Hi, Well, I'm sure this question has been asked before but I'm yet to find a single solid answer to it. I'm in the process of creating a solution that involves remote offices uploading data to one master db via web service. Basically, each office will have a windows service that runs every 1hr or so, picks up any new data into a dataset, connects to the server via http, and uploads the dataset. The server then imports the data and all is well. In theory it should work. Right.
Not really, so each office has a unique OfficeID, given to it by the server so as to keep them unique on the server. At first I thought I'd cracked it till I realised the problem with auto-increment PKs.

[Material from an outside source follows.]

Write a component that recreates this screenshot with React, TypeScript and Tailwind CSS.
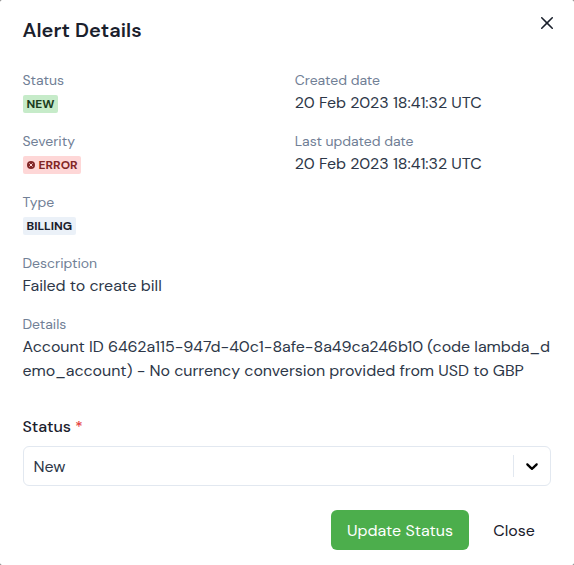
import React from 'react';

type FieldProps = { label: string; children: React.ReactNode };

function Field({ label, children }: FieldProps) {
  return (
    <div>
      <div className="h-[21px] text-sm leading-[21px] tracking-[-0.02px] whitespace-nowrap text-[#718096]">{label}</div>
      <div className="min-h-6 text-base leading-6 tracking-[-0.04px] text-[#2d3748]">{children}</div>
    </div>
  );
}

function Badge({ className, children }: { className: string; children: React.ReactNode }) {
  return (
    <div className="flex h-6 items-center pt-0.5 tracking-normal">
      <span className={`flex h-[18px] items-center rounded-[2px] px-1 text-xs leading-[18px] font-bold whitespace-nowrap ${className}`}>
        {children}
      </span>
    </div>
  );
}

export default function App() {
  return (
    <div className="h-[565px] w-[574px] bg-[#6b6b6b] font-['DM_Sans',Inter,sans-serif]">
      <section className="flex h-full flex-col rounded-[2px] bg-white pr-[23px] pl-[22.5px]">
        <header className="flex h-[70px] items-start justify-between">
          <h2 className="mt-[15px] text-xl leading-[30px] font-semibold tracking-[0.06px] text-[#1a202c]">Alert Details</h2>
          <button aria-label="Close" className="mt-[17px] -mr-[2px] text-[#1a202c]">
            <svg width="12" height="12" viewBox="0 0 24 24" fill="currentColor">
              <path d="M.439 21.44a1.5 1.5 0 0 0 2.122 2.121l9.262-9.261a.25.25 0 0 1 .354 0l9.262 9.263a1.5 1.5 0 1 0 2.122-2.121L14.3 12.177a.25.25 0 0 1 0-.354l9.263-9.262A1.5 1.5 0 0 0 21.439.44L12.177 9.7a.25.25 0 0 1-.354 0L2.561.44A1.5 1.5 0 0 0 .439 2.561L9.7 11.823a.25.25 0 0 1 0 .354z" />
            </svg>
          </button>
        </header>

        <div className="grid grid-cols-2 gap-4">
          <Field label="Status">
            <Badge className="bg-[#c6ebc9] text-[#1c3d1e]">NEW</Badge>
          </Field>
          <Field label="Created date">20 Feb 2023 18:41:32 UTC</Field>
          <Field label="Severity">
            <Badge className="w-[58px] bg-[#fed7d7] text-[#822727]">
              <svg className="mr-[3.5px] ml-[0.5px] shrink-0" width="8" height="8" viewBox="0 0 8 8">
                <circle cx="4" cy="4" r="4" fill="currentColor" />
                <path d="m2.7 2.7 2.6 2.6m0-2.6-2.6 2.6" stroke="#fed7d7" strokeWidth="1" strokeLinecap="round" />
              </svg>
              ERROR
            </Badge>
          </Field>
          <Field label="Last updated date">20 Feb 2023 18:41:32 UTC</Field>
          <div className="col-span-2">
            <Field label="Type">
              <Badge className="bg-[#ebf1f8] text-[#1a202c]">BILLING</Badge>
            </Field>
          </div>
          <div className="col-span-2">
            <Field label="Description">Failed to create bill</Field>
          </div>
          <div className="col-span-2">
            <Field label="Details">
              <p className="whitespace-nowrap">
                Account ID 6462a115-947d-40c1-8afe-8a49ca246b10 (code lambda_d
                <br />
                emo_account) - No currency conversion provided from USD to GBP
              </p>
            </Field>
          </div>
        </div>

        <label className="mt-8 mb-[7px] h-6 text-base leading-6 font-medium tracking-[-0.04px] text-[#1a202c]">
          Status<span className="ml-1 text-[#e53e3e]">*</span>
        </label>
        <div className="flex h-10 shrink-0 items-center rounded-md border border-[#e2e8f0] text-base text-[#2d3748]">
          <span className="flex-1 pt-[2px] pl-[10px]">New</span>
          <span className="h-[22px] w-px bg-[#e2e8f0]" />
          <svg className="mr-[8px] ml-[8px]" width="20" height="20" viewBox="0 0 20 20" fill="black">
            <path d="M4.516 7.548c0.436-0.446 1.043-0.481 1.576 0l3.908 3.747 3.908-3.747c0.533-0.481 1.141-0.446 1.574 0 0.436 0.445 0.408 1.197 0 1.615-0.406 0.418-4.695 4.502-4.695 4.502-0.217 0.223-0.502 0.335-0.787 0.335s-0.57-0.112-0.789-0.335c0 0-4.287-4.084-4.695-4.502s-0.436-1.17 0-1.615z" />
          </svg>
        </div>

        <footer className="mt-6 flex justify-end gap-2">
          <button className="h-10 w-[138px] rounded-md bg-[#4cae4c] pt-[2px] text-base whitespace-nowrap text-white">Update Status</button>
          <button className="h-10 w-[74px] pt-[2px] text-base text-[#1a202c]">Close</button>
        </footer>
      </section>
    </div>
  );
}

You see, all the remote offices already have existing data and all their tables all have Auto-Increment PK's and all associated constraints. Root/Parent Tables that have the OfficeID have no problem since it is already unique, the problem lies with the foreign keys since when they'll reach the server, they'll have a NewID and so the relationship with the child will lost.
At the moment I have only 2 solutions.
- Remove all auto-increment and unique PK constraints on the server db and use the OfficeID to filter out duplicate foreign 'keys'. or...
- When importing the dataset, keep track of each row and it's associated parent using stuff like Scope_Identity etc so that each child row is associated with the correct parent row.
Option 1 is looking much easier to implement since its less work for me, but I wonder about sql's performance and also data integrity will be a problem since constraints cannot be enforced. Option 2 will keep things in check but Gosh the amount of code needed is mind boggling.
Are there any other options that I'm not considering? and if I only have the 2 above, which is the lesser of two evils.